Question

Offsets and normalization in EdgeR

0

Entering edit mode

ognjen011 • 0

@ognjen011-22005

Last seen 3.5 years ago

I am trying to understand the choices when using qunatification pseduoaligners like Kallisto for per-gene estimates. EdgeR official documentation mentions that we can use Tximport "which produces gene-level estimated counts and an associated edgeR offset matrix". In another place I read that EdgeR ignores estimated normalization factors if it detects provided offsets. Finally, I've read that GC content can be used to generate offsets as well.

1) How big a difference these make if we are doing alternative splicing and per-transcript analysis as well? 2) Is it true that calculated offsets are used instead of internal normalization? Is there an explanation somewhere how y$offset variable is handled in each function? 3) If we want to normalize on multiple criteria, can we add all those offsets and is that recommended?

Thanks!

edgeR DifferentialExpression • 1.4k views

ADD COMMENT • link updated 3.5 years ago by Gordon Smyth 50k • written 3.5 years ago by ognjen011 • 0

score 0 · Answer 1 · 2020-11-03

If you are using tximport to input data to edgeR, just follow the advice in the tximport vignette about how to do that. Once you create the DGEList object for edgeR, you can proceed with a standard edgeR analysis.

1) How big a difference these make if we are doing alternative splicing and per-transcript analysis as well?

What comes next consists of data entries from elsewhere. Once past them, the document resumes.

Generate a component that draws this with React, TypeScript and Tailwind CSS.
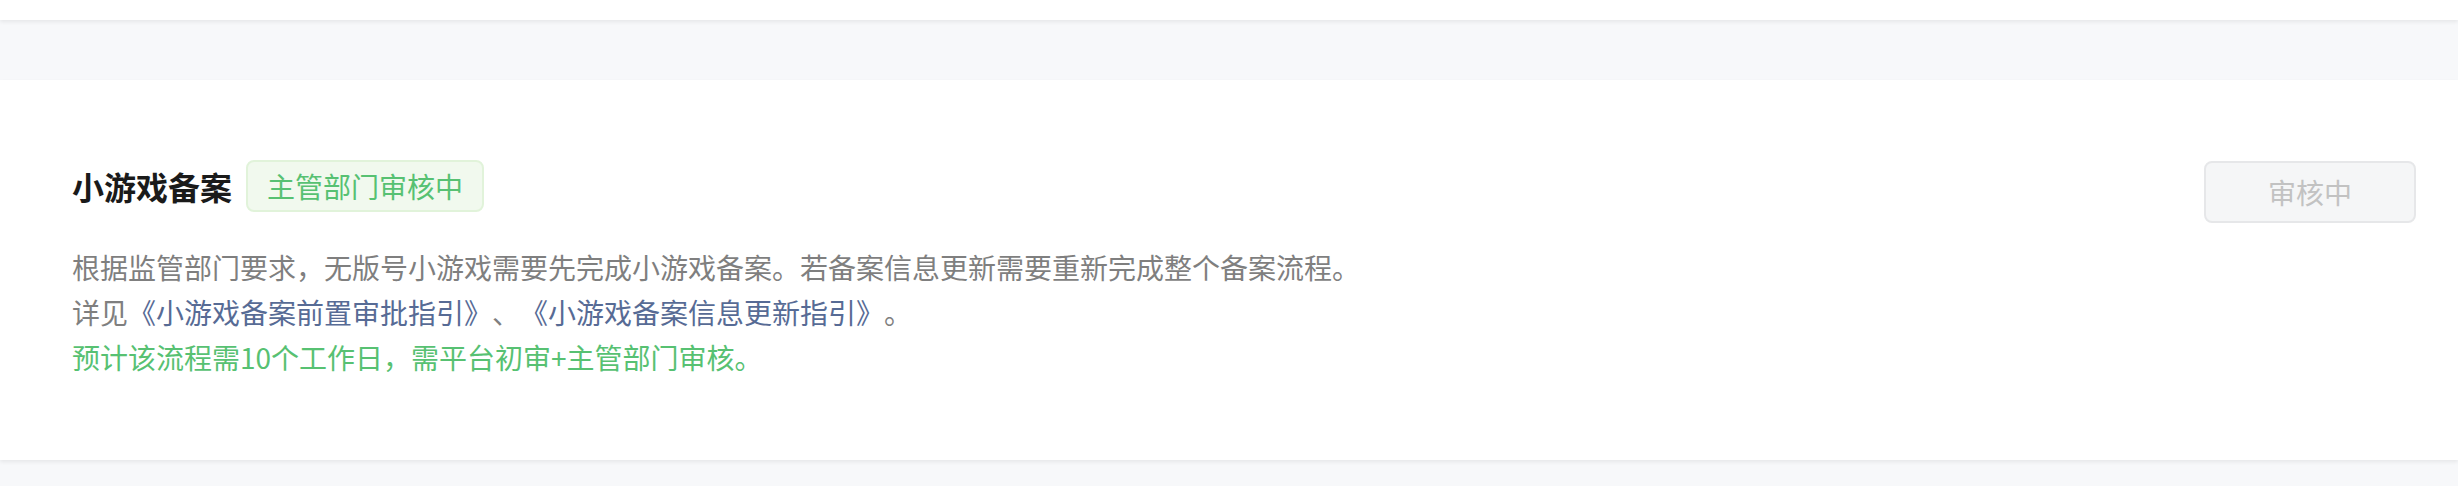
import React from 'react';

const FONT = { fontFamily: '"Noto Sans CJK SC", "Noto Sans", sans-serif' };

export default function App() {
  return (
    <div className="min-h-[486px] w-full bg-[#f7f8fa] [text-spacing-trim:space-all]" style={FONT}>
      {/* previous card, bottom edge only */}
      <div className="relative z-10 h-[20px] bg-white shadow-[0_2px_4px_rgba(0,0,0,0.07)]" />
      <div className="h-[60px]" />

      {/* filing card */}
      <div className="relative z-10 flex items-start justify-between bg-white pb-[80px] pl-[72px] pr-[42px] pt-[80px] shadow-[0_2px_4px_rgba(0,0,0,0.07)]">
        <div>
          <div className="flex h-[52px] items-center">
            <h3 className="text-[32px] font-semibold leading-none text-[#1a1a1a]">小游戏备案</h3>
            <span className="ml-[14px] flex h-[52px] items-center rounded-[8px] border-2 border-[#e1f3da] bg-[#f1f9ee] px-[19px] text-[28px] leading-none text-[#57c172]">
              主管部门审核中
            </span>
          </div>
          <div className="mt-[33px] text-[28px] leading-[45px] text-[#7f7f7f]">
            <p>根据监管部门要求，无版号小游戏需要先完成小游戏备案。若备案信息更新需要重新完成整个备案流程。</p>
            <p>
              详见<a className="text-[#576b95]">《小游戏备案前置审批指引》</a>、<a className="text-[#576b95]">《小游戏备案信息更新指引》</a>。
            </p>
            <p className="text-[#57c172]">预计该流程需10个工作日，需平台初审+主管部门审核。</p>
          </div>
        </div>

        <button
          disabled
          className="mt-[1px] flex h-[62px] w-[212px] items-center justify-center rounded-[8px] border-2 border-[#e6e7e9] bg-[#f5f6f7] text-[28px] text-[#c2c2c2]"
        >
          审核中
        </button>
      </div>
    </div>
  );
}
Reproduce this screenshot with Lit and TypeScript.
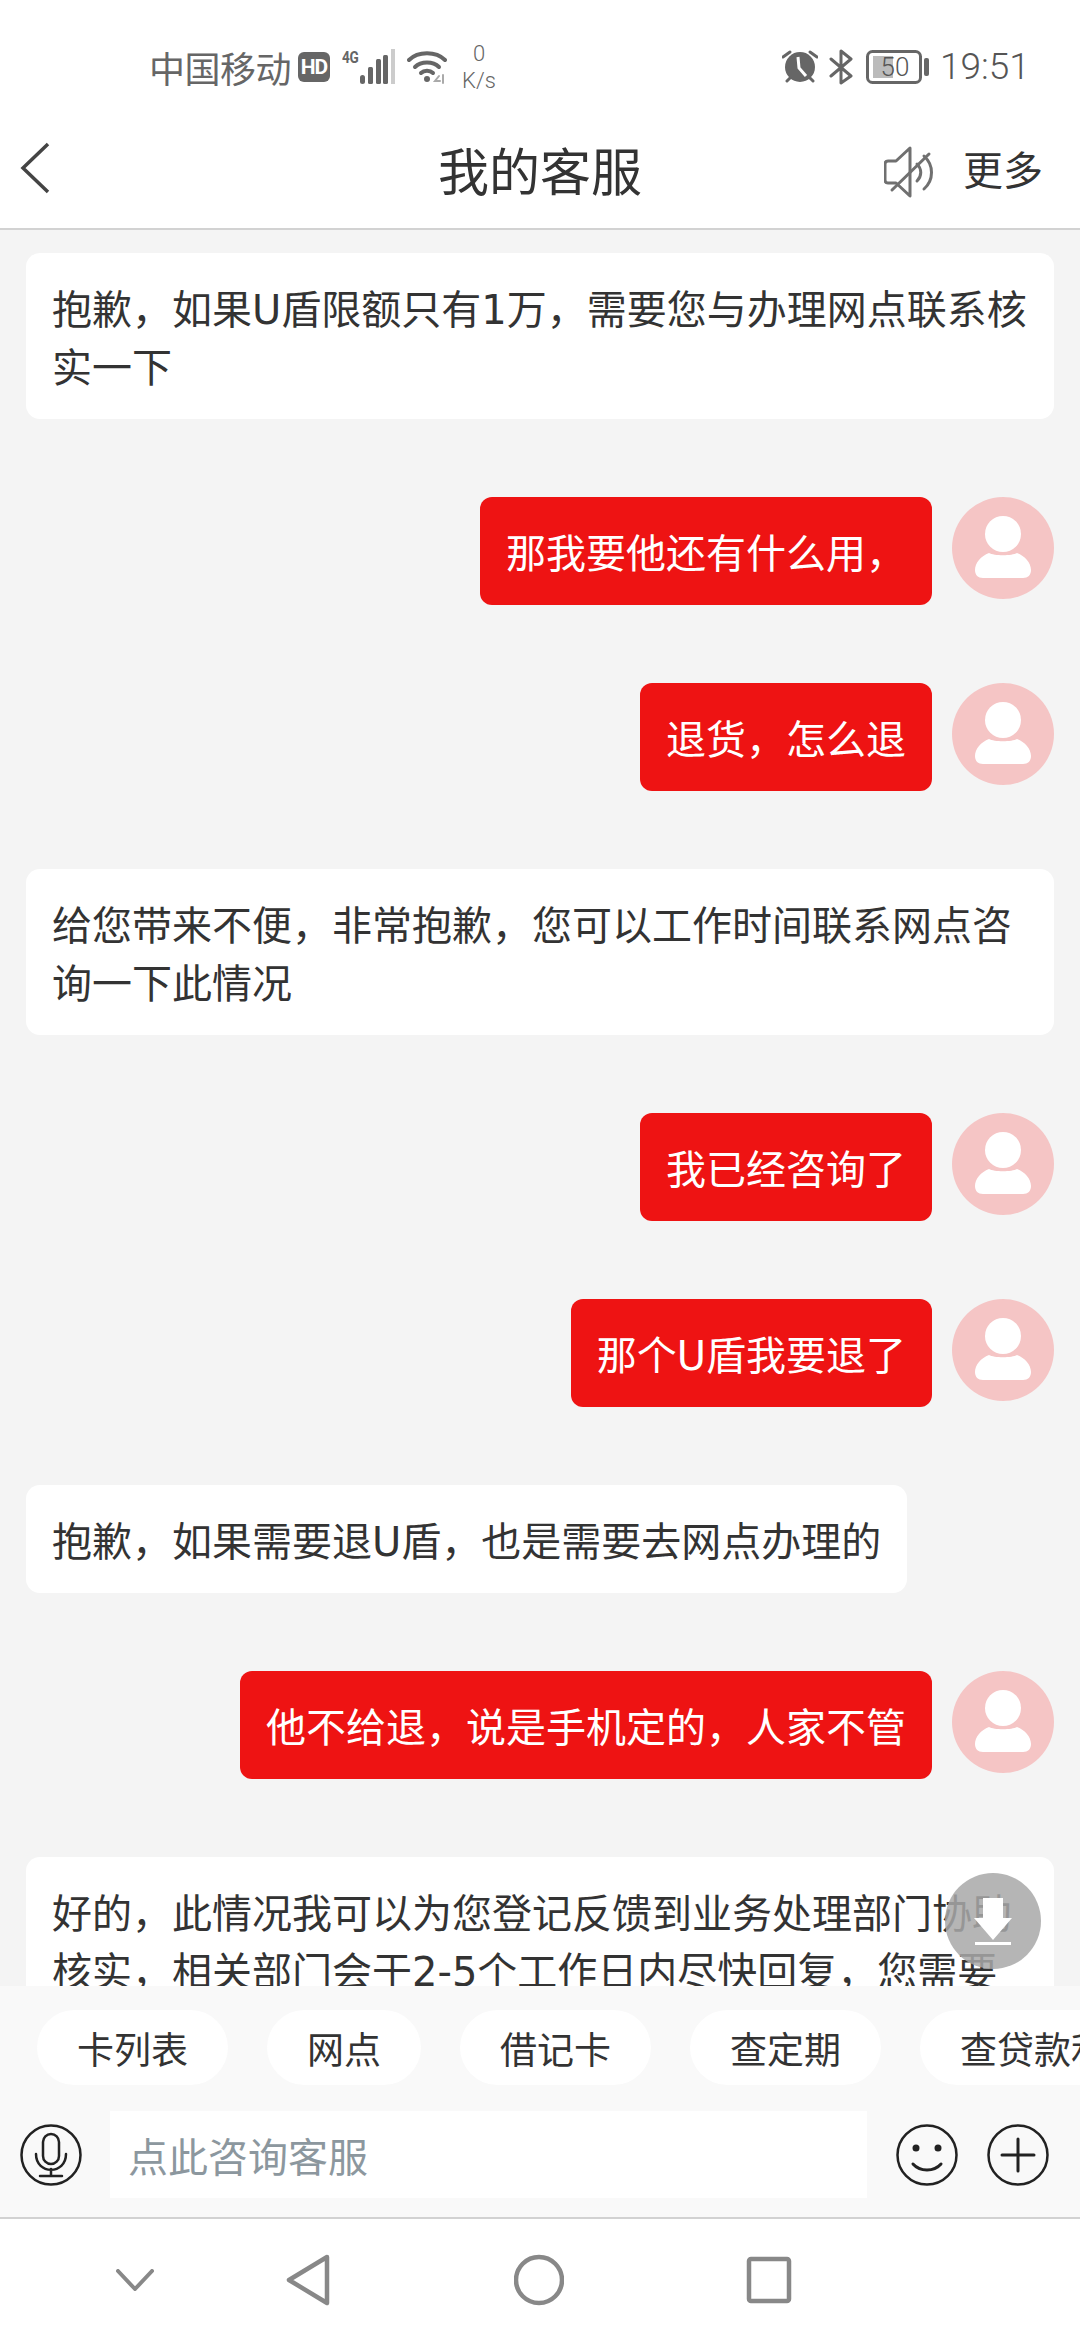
import { LitElement, html, css, svg } from "lit";
import { customElement } from "lit/decorators.js";

type Msg = { me: boolean; text: string };

const MSGS: Msg[] = [
  { me: false, text: "抱歉，如果U盾限额只有1万，需要您与办理网点联系核实一下" },
  { me: true, text: "那我要他还有什么用，" },
  { me: true, text: "退货，怎么退" },
  { me: false, text: "给您带来不便，非常抱歉，您可以工作时间联系网点咨询一下此情况" },
  { me: true, text: "我已经咨询了" },
  { me: true, text: "那个U盾我要退了" },
  { me: false, text: "抱歉，如果需要退U盾，也是需要去网点办理的" },
  { me: true, text: "他不给退，说是手机定的，人家不管" },
  { me: false, text: "好的，此情况我可以为您登记反馈到业务处理部门协助核实，相关部门会于2-5个工作日内尽快回复，您需要" },
];

const CHIPS = ["卡列表", "网点", "借记卡", "查定期", "查贷款利率"];

const avatar = svg`<svg class="avatar" viewBox="0 0 102 102">
  <circle cx="51" cy="51" r="51" fill="#f5c5c5"/>
  <circle cx="51" cy="37" r="18" fill="#fff"/>
  <path d="M37 56 C42 59 60 59 65 56 C73 59 79 66 79 73 C79 78 76 81 71 81 L31 81 C26 81 23 78 23 73 C23 66 29 59 37 56 Z" fill="#fff"/>
</svg>`;

@customElement("app-root")
export class AppRoot extends LitElement {
  static styles = css`
    :host {
      display: flex;
      flex-direction: column;
      width: 1080px;
      height: 2340px;
      position: relative;
      overflow: hidden;
      background: #f4f4f4;
      font-family: "Noto Sans CJK SC", sans-serif;
      color: #333;
    }
    .top { background: #fff; border-bottom: 2px solid #d2d2d2; height: 230px; box-sizing: border-box; flex: none; }
    .status { height: 115px; box-sizing: border-box; padding: 44px 0 25px; display: flex; align-items: center; color: #666; }
    .carrier { margin-left: 149px; font-size: 36px; line-height: 46px; width: 149px; letter-spacing: -0.5px; padding-bottom: 1px; }
    .hd { width: 32px; height: 30px; border-radius: 6px; background: #666; color: #fff; font: 700 21px/30px "Roboto", sans-serif; text-align: center; letter-spacing: -1px; }
    .g4 { margin-left: 12px; width: 18px; font: 700 17px/16px "Roboto", sans-serif; align-self: flex-start; margin-top: 5px; letter-spacing: -0.5px; transform: scaleX(0.8); transform-origin: left; }
    .signal { width: 36px; height: 36px; }
    .wifi { width: 40px; height: 34px; margin-left: 11px; }
    .speed { width: 40px; margin-left: 12px; text-align: center; font: 300 22px/27px "Roboto", sans-serif; color: #666; }
    .alarm { width: 36px; height: 34px; margin-left: 283px; }
    .bt { width: 24px; height: 36px; margin-left: 11px; }
    .battery { position: relative; width: 64px; height: 34px; margin-left: 13px; }
    .battery svg { width: 64px; height: 34px; display: block; }
    .battery span { position: absolute; left: 6px; top: 0; width: 46px; text-align: center; font: 300 26px/34px "Roboto", sans-serif; color: #555; }
    .time { margin-left: 10px; font: 300 37px/46px "Roboto", sans-serif; color: #555; }

    .nav { height: 113px; position: relative; display: flex; align-items: center; justify-content: center; }
    .title { font-size: 51px; line-height: 113px; color: #333; padding-bottom: 4px; }
    .back { position: absolute; left: 20px; top: 27px; width: 30px; height: 52px; }
    .actions { position: absolute; right: 37px; top: 0; height: 113px; display: flex; align-items: center; gap: 27px; }
    .speaker { width: 52px; height: 52px; }
    .more { font-size: 40px; color: #333; line-height: 113px; padding-bottom: 7px; }

    .list { flex: 1; min-height: 0; overflow: hidden; padding: 23px 26px 0; display: flex; flex-direction: column; gap: 78px; box-sizing: border-box; }
    .row { display: flex; flex: none; align-items: flex-start; }
    .row.me { justify-content: flex-end; gap: 20px; }
    .bubble { font: 400 40px/58px "DejaVu Sans", "Noto Sans CJK SC", sans-serif; padding: 28px 26px 22px; border-radius: 14px; box-sizing: border-box; }
    .bubble.them { background: #fff; color: #333; }
    .bubble.me { background: #ee1313; color: #fff; border-radius: 12px; }
    .avatar { width: 102px; height: 102px; flex: none; }

    .fab { position: absolute; left: 945px; top: 1873px; width: 96px; height: 96px; }

    .panel { height: 231px; background: #f9f9f9; flex: none; box-sizing: border-box; padding-top: 24px; }
    .chips { display: flex; gap: 39px; padding-left: 37px; overflow: hidden; height: 75px; }
    .chip { flex: none; background: #fff; border-radius: 38px; padding: 2px 40px 0; height: 75px; box-sizing: border-box; font-size: 37px; line-height: 73px; color: #333; }
    .inputs { display: flex; align-items: center; margin-top: 26px; height: 87px; }
    .ic { width: 62px; height: 62px; flex: none; }
    .mic { margin-left: 20px; }
    .field { margin-left: 28px; width: 757px; height: 87px; background: #fff; box-sizing: border-box; padding: 2px 0 0 18px; font-size: 40px; line-height: 85px; color: #8c979e; }
    .smile { margin-left: 29px; }
    .plus { margin-left: 29px; }

    .sys { height: 123px; flex: none; background: #fff; border-top: 2px solid #d2d2d2; box-sizing: border-box; display: flex; align-items: center; padding-left: 116px; }
    .sys svg { flex: none; display: block; }
    .chev { width: 38px; height: 22px; }
    .tri { width: 44px; height: 52px; margin-left: 132px; }
    .circ { width: 50px; height: 52px; margin-left: 184px; }
    .sq { width: 46px; height: 48px; margin-left: 182px; }
  `;

  render() {
    return html`
      <div class="top">
        <div class="status">
          <span class="carrier">中国移动</span>
          <span class="hd">HD</span>
          <span class="g4">4G</span>
          <svg class="signal" viewBox="0 0 36 36" fill="#666">
            <rect x="0" y="26" width="5" height="9" rx="2.5"/>
            <rect x="8" y="18" width="5" height="17" rx="1.5"/>
            <rect x="16" y="10" width="5" height="25" rx="1.5"/>
            <rect x="23" y="6" width="5" height="29" rx="1.5"/>
            <rect x="31" y="0" width="4" height="35" fill="#ccc"/>
          </svg>
          <svg class="wifi" viewBox="0 0 40 34" fill="none" stroke="#666" stroke-width="4" stroke-linecap="round">
            <path d="M2 10 C11 1 29 1 38 10"/>
            <path d="M8 17 C14 11 26 11 32 17"/>
            <path d="M14 23 C17 20 23 20 26 23"/>
            <circle cx="20" cy="29" r="3" fill="#666" stroke="none"/>
            <path d="M32 26 L28 31 L33 31 M36 25 L36 33" stroke="#aaa" stroke-width="2"/>
          </svg>
          <div class="speed">0<br />K/s</div>
          <svg class="alarm" viewBox="0 0 36 34">
            <circle cx="18" cy="17" r="15" fill="#666"/>
            <path d="M1 7 L8 2 M35 7 L28 2 M5 31 L8 28 M31 31 L28 28" stroke="#666" stroke-width="3" stroke-linecap="round"/>
            <path d="M16 7 L17 18 L24 26" fill="none" stroke="#fff" stroke-width="3"/>
          </svg>
          <svg class="bt" viewBox="0 0 24 36" fill="none" stroke="#666" stroke-width="3" stroke-linejoin="round" stroke-linecap="round">
            <path d="M2 10 L22 27 L12 34 L12 2 L22 10 L2 27"/>
          </svg>
          <div class="battery">
            <svg viewBox="0 0 64 34">
              <rect x="7" y="6" width="20" height="22" fill="#bbb"/>
              <rect x="1.5" y="1.5" width="53" height="31" rx="5" fill="none" stroke="#666" stroke-width="3"/>
              <rect x="58" y="8" width="5" height="18" rx="2" fill="#666"/>
            </svg>
            <span>50</span>
          </div>
          <span class="time">19:51</span>
        </div>
        <div class="nav">
          <svg class="back" viewBox="0 0 30 52" fill="none" stroke="#444" stroke-width="3.5">
            <path d="M28 2 L3 26 L28 50"/>
          </svg>
          <span class="title">我的客服</span>
          <div class="actions">
            <svg class="speaker" viewBox="0 0 52 52" fill="none" stroke="#707070" stroke-width="3" stroke-linejoin="round" stroke-linecap="round">
              <path d="M26 2 L12 15 L4 15 C2 15 1 16 1 18 L1 34 C1 36 2 37 4 37 L12 37 L26 50 Z"/>
              <path d="M33 18 C38 23 38 30 33 35"/>
              <path d="M40 10 C50 19 50 34 40 43"/>
              <path d="M8 44 L45 8"/>
            </svg>
            <span class="more">更多</span>
          </div>
        </div>
      </div>
      <div class="list">
        ${MSGS.map((m) =>
          m.me
            ? html`<div class="row me"><div class="bubble me">${m.text}</div>${avatar}</div>`
            : html`<div class="row"><div class="bubble them">${m.text}</div></div>`
        )}
      </div>
      <svg class="fab" viewBox="0 0 96 96">
        <circle cx="48" cy="48" r="48" fill="#a8a8a8" fill-opacity="0.85"/>
        <path d="M38 25 L58 25 L58 45 L67 45 L48 67 L29 45 L38 45 Z" fill="#fff"/>
        <rect x="30" y="69" width="36" height="3" fill="#fff"/>
      </svg>
      <div class="panel">
        <div class="chips">${CHIPS.map((c) => html`<span class="chip">${c}</span>`)}</div>
        <div class="inputs">
          <svg class="ic mic" viewBox="0 0 62 62" fill="none" stroke="#222" stroke-width="2.5" stroke-linecap="round">
            <circle cx="31" cy="31" r="29.5"/>
            <rect x="23" y="10" width="16" height="30" rx="8"/>
            <path d="M16 30 C16 51 46 51 46 30 M31 45 L31 52 M20 52 L42 52"/>
          </svg>
          <div class="field">点此咨询客服</div>
          <svg class="ic smile" viewBox="0 0 62 62" fill="none" stroke="#222" stroke-width="2.5" stroke-linecap="round">
            <circle cx="31" cy="31" r="29.5"/>
            <circle cx="20" cy="24" r="3.5" fill="#222" stroke="none"/>
            <circle cx="42" cy="24" r="3.5" fill="#222" stroke="none"/>
            <path d="M17 40 C24 48 38 48 45 40" stroke-width="3"/>
          </svg>
          <svg class="ic plus" viewBox="0 0 62 62" fill="none" stroke="#222" stroke-width="2.5" stroke-linecap="round">
            <circle cx="31" cy="31" r="29.5"/>
            <path d="M15 31 L47 31 M31 15 L31 47" stroke-width="3"/>
          </svg>
        </div>
      </div>
      <div class="sys">
        <svg class="chev" viewBox="0 0 38 22" fill="none" stroke="#888" stroke-width="4" stroke-linecap="round" stroke-linejoin="round">
          <path d="M2 2 L19 20 L36 2"/>
        </svg>
        <svg class="tri" viewBox="0 0 44 52" fill="none" stroke="#888" stroke-width="4.5" stroke-linejoin="round">
          <path d="M41 3 L3 26 L41 49 Z"/>
        </svg>
        <svg class="circ" viewBox="0 0 50 52" fill="none" stroke="#888" stroke-width="4.5">
          <circle cx="25" cy="26" r="23"/>
        </svg>
        <svg class="sq" viewBox="0 0 46 48" fill="none" stroke="#888" stroke-width="4.5" stroke-linejoin="round">
          <rect x="3" y="3" width="40" height="42" rx="2"/>
        </svg>
      </div>
    `;
  }
}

Gene-level differential expression, transcript-level differential expression and testing for alternative splicing are quite different things and need three different approaches to quantification and normalization. The tximport import protocol and offset matrix is only for the gene-level differential expression.

2) Is it true that calculated offsets are used instead of internal normalization?

Yes. Offsets are normalization and encode observation-specific effective library sizes. There would be no point in supplying an offset matrix to edgeR if edgeR then overwrote it.

Is there an explanation somewhere how y$offset variable is handled in each function?

Every function has a help page. Basically, offsets are used throughout. The offsets are used whenever edgeR fits a glm and hence the offset becomes part of any downstream analysis such as dispersion estimation or testing.

3) If we want to normalize on multiple criteria, can we add all those offsets and is that recommended?

edgeR accepts offset matrices from external normalization packages such as EDASeq, cqn or tximport but does not create observation-specific offset matrices itself. If you want create your own offset matrix according to your own criteria, then making sure the offset matrix is sensible is your responsibility. I would not recommend just adding up separate offset matrices. If you are worried about GC content, you could use Salmon, which already adjusts for GC content as part of the transcript quantification.